Fast forward to 1981, me in high school, thinking pretty seriously about going to college to study drama from the backstage side and head for a career in technical theater. I thought it would be pretty cool to be a stage manager on Broadway someday. Our high school’s resident technical director (we had one of those and two theatrical directors at Choate at the time) pulled me aside one day and explained that I could study drama all I wanted, but I’d probably never work in New York because I wouldn’t be able to get into the union. You had to pass a test, see, and the test was graded by standards that weren’t publicly disclosed. This made sure that the sons and nephews of union members could get in, even with lousy scores, while outsiders and other people the union guys disliked didn’t stand a chance no matter how well they performed on the tests.

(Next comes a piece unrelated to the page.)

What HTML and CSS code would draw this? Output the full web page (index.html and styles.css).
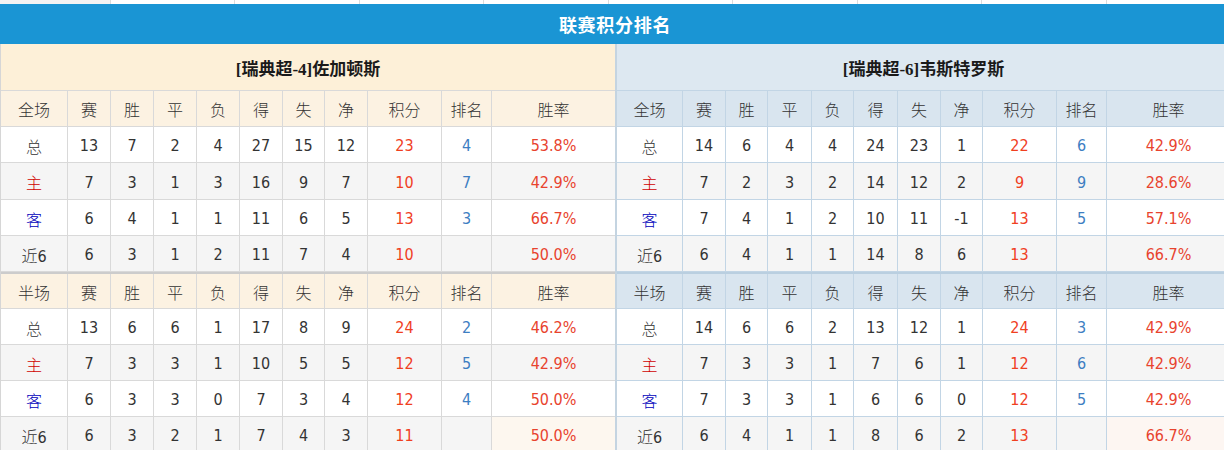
FILE: index.html
```html
<!DOCTYPE html>
<html lang="zh-CN">
<head>
<meta charset="utf-8">
<title>联赛积分排名</title>
<link rel="stylesheet" href="styles.css">
</head>
<body>
<div class="page">
  <div class="strip"><span></span><span></span><span></span><span></span><span></span><span></span><span></span><span></span><span></span><span></span></div>
  <div class="title">联赛积分排名</div>
  <div class="halves">
    <div class="side home">
      <div class="team">[瑞典超-4]佐加顿斯</div>
      <div class="sec">
        <div class="row head"><div>全场</div><div>赛</div><div>胜</div><div>平</div><div>负</div><div>得</div><div>失</div><div>净</div><div>积分</div><div>排名</div><div>胜率</div></div>
        <div class="row"><div class="lb">总</div><div>13</div><div>7</div><div>2</div><div>4</div><div>27</div><div>15</div><div>12</div><div class="pts">23</div><div class="rk">4</div><div class="pct">53.8%</div></div>
        <div class="row alt tall"><div class="lb h">主</div><div>7</div><div>3</div><div>1</div><div>3</div><div>16</div><div>9</div><div>7</div><div class="pts">10</div><div class="rk">7</div><div class="pct">42.9%</div></div>
        <div class="row"><div class="lb a">客</div><div>6</div><div>4</div><div>1</div><div>1</div><div>11</div><div>6</div><div>5</div><div class="pts">13</div><div class="rk">3</div><div class="pct">66.7%</div></div>
        <div class="row alt"><div class="lb">近6</div><div>6</div><div>3</div><div>1</div><div>2</div><div>11</div><div>7</div><div>4</div><div class="pts">10</div><div class="rk"></div><div class="pct">50.0%</div></div>
      </div>
      <div class="sec second">
        <div class="row head short"><div>半场</div><div>赛</div><div>胜</div><div>平</div><div>负</div><div>得</div><div>失</div><div>净</div><div>积分</div><div>排名</div><div>胜率</div></div>
        <div class="row"><div class="lb">总</div><div>13</div><div>6</div><div>6</div><div>1</div><div>17</div><div>8</div><div>9</div><div class="pts">24</div><div class="rk">2</div><div class="pct">46.2%</div></div>
        <div class="row alt"><div class="lb h">主</div><div>7</div><div>3</div><div>3</div><div>1</div><div>10</div><div>5</div><div>5</div><div class="pts">12</div><div class="rk">5</div><div class="pct">42.9%</div></div>
        <div class="row"><div class="lb a">客</div><div>6</div><div>3</div><div>3</div><div>0</div><div>7</div><div>3</div><div>4</div><div class="pts">12</div><div class="rk">4</div><div class="pct">50.0%</div></div>
        <div class="row alt"><div class="lb">近6</div><div>6</div><div>3</div><div>2</div><div>1</div><div>7</div><div>4</div><div>3</div><div class="pts">11</div><div class="rk"></div><div class="pct hl">50.0%</div></div>
      </div>
    </div>
    <div class="side away">
      <div class="team">[瑞典超-6]韦斯特罗斯</div>
      <div class="sec">
        <div class="row head"><div>全场</div><div>赛</div><div>胜</div><div>平</div><div>负</div><div>得</div><div>失</div><div>净</div><div>积分</div><div>排名</div><div>胜率</div></div>
        <div class="row"><div class="lb">总</div><div>14</div><div>6</div><div>4</div><div>4</div><div>24</div><div>23</div><div>1</div><div class="pts">22</div><div class="rk">6</div><div class="pct">42.9%</div></div>
        <div class="row alt tall"><div class="lb h">主</div><div>7</div><div>2</div><div>3</div><div>2</div><div>14</div><div>12</div><div>2</div><div class="pts">9</div><div class="rk">9</div><div class="pct">28.6%</div></div>
        <div class="row"><div class="lb a">客</div><div>7</div><div>4</div><div>1</div><div>2</div><div>10</div><div>11</div><div>-1</div><div class="pts">13</div><div class="rk">5</div><div class="pct">57.1%</div></div>
        <div class="row alt"><div class="lb">近6</div><div>6</div><div>4</div><div>1</div><div>1</div><div>14</div><div>8</div><div>6</div><div class="pts">13</div><div class="rk"></div><div class="pct">66.7%</div></div>
      </div>
      <div class="sec second">
        <div class="row head short"><div>半场</div><div>赛</div><div>胜</div><div>平</div><div>负</div><div>得</div><div>失</div><div>净</div><div>积分</div><div>排名</div><div>胜率</div></div>
        <div class="row"><div class="lb">总</div><div>14</div><div>6</div><div>6</div><div>2</div><div>13</div><div>12</div><div>1</div><div class="pts">24</div><div class="rk">3</div><div class="pct">42.9%</div></div>
        <div class="row alt"><div class="lb h">主</div><div>7</div><div>3</div><div>3</div><div>1</div><div>7</div><div>6</div><div>1</div><div class="pts">12</div><div class="rk">6</div><div class="pct">42.9%</div></div>
        <div class="row"><div class="lb a">客</div><div>7</div><div>3</div><div>3</div><div>1</div><div>6</div><div>6</div><div>0</div><div class="pts">12</div><div class="rk">5</div><div class="pct">42.9%</div></div>
        <div class="row alt"><div class="lb">近6</div><div>6</div><div>4</div><div>1</div><div>1</div><div>8</div><div>6</div><div>2</div><div class="pts">13</div><div class="rk"></div><div class="pct hl">66.7%</div></div>
      </div>
    </div>
  </div>
</div>
</body>
</html>
```

FILE: styles.css
```css
html, body {
  margin: 0;
  padding: 0;
  background: #ffffff;
  overflow: hidden;
}

.page {
  width: 1230px;
  font-family: "DejaVu Sans Condensed", "DejaVu Sans", "Noto Sans CJK SC", sans-serif;
  font-size: 16px;
  color: #333333;
}

.strip {
  display: grid;
  grid-template-columns: 110px repeat(9, 1fr);
  height: 4px;
}

.strip span {
  border-left: 1px solid #dcdcdc;
}

.strip span:first-child {
  border-left: none;
  background: #f3f3f3;
}

.title {
  height: 40px;
  background: #1a95d4;
  color: #ffffff;
  font-family: "Noto Sans CJK SC", sans-serif;
  font-weight: 700;
  font-size: 18px;
  display: flex;
  align-items: center;
  justify-content: center;
  letter-spacing: 0.7px;
}

.halves {
  display: flex;
}

.side {
  box-sizing: border-box;
}

.home {
  width: 615px;
  border-left: 1px solid #d6d6d6;
  --line: #d9d9d9;
  --thick: #cccccc;
  --team-bg: #fdf0d8;
  --head-bg: #fcf2e2;
  --cols: 67px 43px 43px 43px 43px 43px 42px 43px 74px 50px 1fr;
}

.away {
  width: 615px;
  border-left: 2px solid #c4d4e1;
  --line: #c2d5e5;
  --thick: #bacfe0;
  --team-bg: #dde8f1;
  --head-bg: #d9e5ef;
  --cols: 66px 43px 42px 44px 42px 44px 43px 42px 74px 50px 1fr;
}

.team {
  height: 46px;
  border-bottom: 1px solid var(--line);
  background: var(--team-bg);
  display: flex;
  align-items: center;
  justify-content: center;
  font-family: "Liberation Serif", "Noto Sans CJK SC", serif;
  font-weight: 700;
  font-size: 17px;
  color: #1a1a1a;
  padding-top: 1px;
  box-sizing: border-box;
  height: 47px;
}

.sec.second {
  border-top: 2px solid var(--thick);
}

.row {
  display: grid;
  grid-template-columns: var(--cols);
  height: 36px;
  box-sizing: border-box;
  border-bottom: 1px solid var(--line);
  background: #ffffff;
}

.row.tall {
  height: 37px;
}

.row.short {
  height: 35px;
}

.row.alt {
  background: #f5f5f5;
}

.row.head {
  background: var(--head-bg);
}

.row > div {
  display: flex;
  align-items: center;
  justify-content: center;
  border-right: 1px solid var(--line);
  padding-top: 2px;
}

.row.head > div {
  padding-top: 1px;
  font-weight: 300;
}

.row > .lb {
  font-weight: 300;
}

.row > div:last-child {
  border-right: none;
}

.h {
  color: #d00000;
}

.a {
  color: #0000bb;
}

.pts {
  color: #f0401f;
}

.rk {
  color: #3d7ec2;
}

.pct {
  color: #e8432e;
}

.home .pct.hl {
  background: #fdf7ef;
}

.away .pct.hl {
  background: #fdf6f2;
}
```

To this day, I don’t actually know if that was true, then or now. I do know that at the time I believed my TD, and went looking for other dreams, because a closed union shop with arbitrary admissions rules meant I couldn’t follow the dream I had.
Logical? No. But those two events left me with a lifelong distrust of unions that I have to do conscious work to overcome.
I wonder how many of us liberals and conservatives, religious and atheist/agnostic, nationalist and internationalists, how many of us had those beliefs informed by early experience and the reinforced by a lifetime of selective learning and listening?
Sometimes, when I think about this carefully, it gives me real pause. After all, how do you talk to someone in a lateral way about something they believe down in their bones?